E depois o Adriano, o playboy carioca. Também solteiro, muito conversador, muito simpático, muito charmoso, muito zona sul, muito Ipanema. Já havia viajado meio mundo, tinha sido surfista.
Falou de Bali, da Califórnia, da Bahia e de outros sítios também, antes. De Ibiza, de Roma, da Turquia, agora! Do Brasil, sempre. A Portugal nunca tinha ido!
Senti que não era de lado nenhum e de todos onde estivesse, como não era de ninguém e a todos se entregava.
Genuíno, conhecedor, falou de um Rio que me fez perder de amores, aquele que encontrei quando lá cheguei.

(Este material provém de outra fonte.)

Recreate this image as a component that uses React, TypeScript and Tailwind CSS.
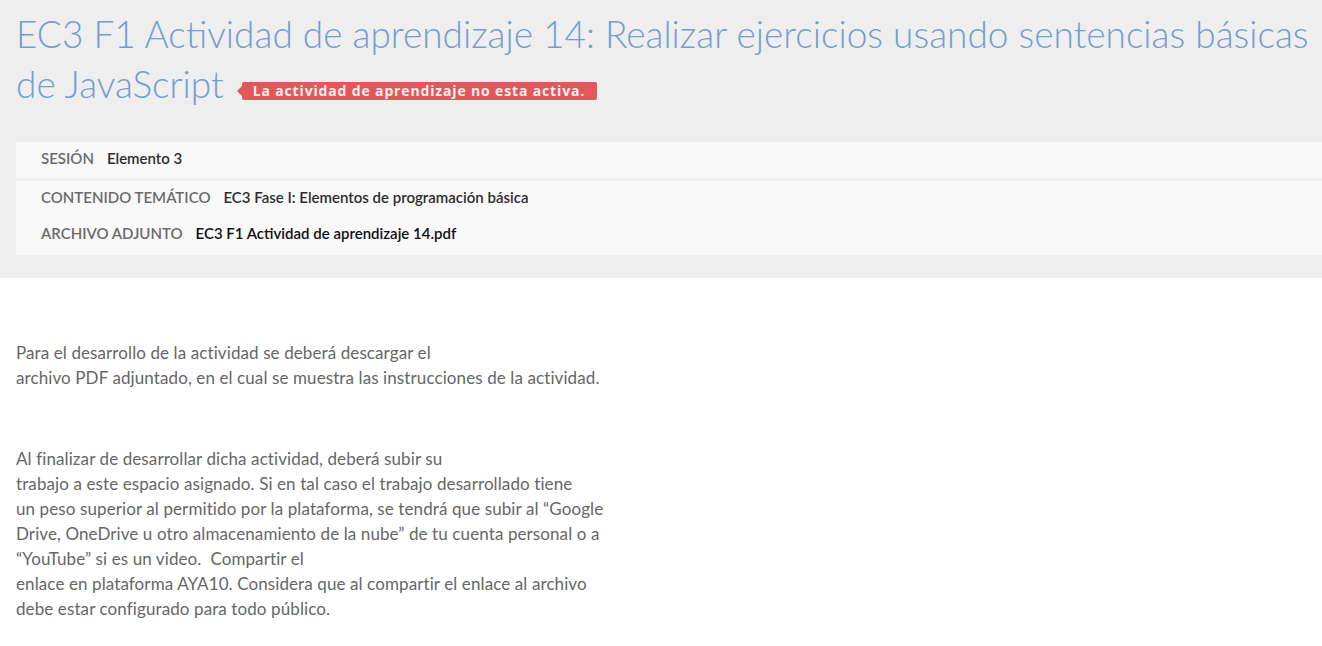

Do mercado do SAARA, onde qualquer semelhança com o deserto não tem nada a ver, é sim uma feira tradicional antiga, do tradicional bloco carnavalesco da Cacique de Ramos e das suas aventuras quando menino, dos bolinhos de aipim e catupiry e do chope gelado dos botecos de Ipanema. É, este era um carioca de gema!
Este era um “carioca galinha gostoso” e se, por ventura, os adjectivos são demais é porque ele também o era, demais para ser verdade! É, ele representava o Rio pelo qual me apaixonei! O Rio das gentes felizes, de bem com a vida!
Com passado, mas que vivem o presente e sonham com o futuro, e, ainda que a vida não seja sempre assim, que não é, quando é faz valer a pena vivê-la.
Mais ainda no Rio que é a cidade mais bonita do mundo!
Simpáticos, gentis, divertidos, faladores e “bagunceiros”, termo carinhoso, estes cariocas viriam a ser a minha companhia em algumas tardes de piscina onde o tempo se perdia entre conversas tolas e sérias, saudades do que se deixa e vida de escolha livre, itinerários a não perder, bloody marys de Bacardi e Caipirinhas de Cachaça, danças de cadeira para fugir do sol que queimava e música alta das suas próprias colunas que animavam o desanimado deck exterior. Ou, às vezes, no meio de despertares inesperados, num qualquer bar do navio.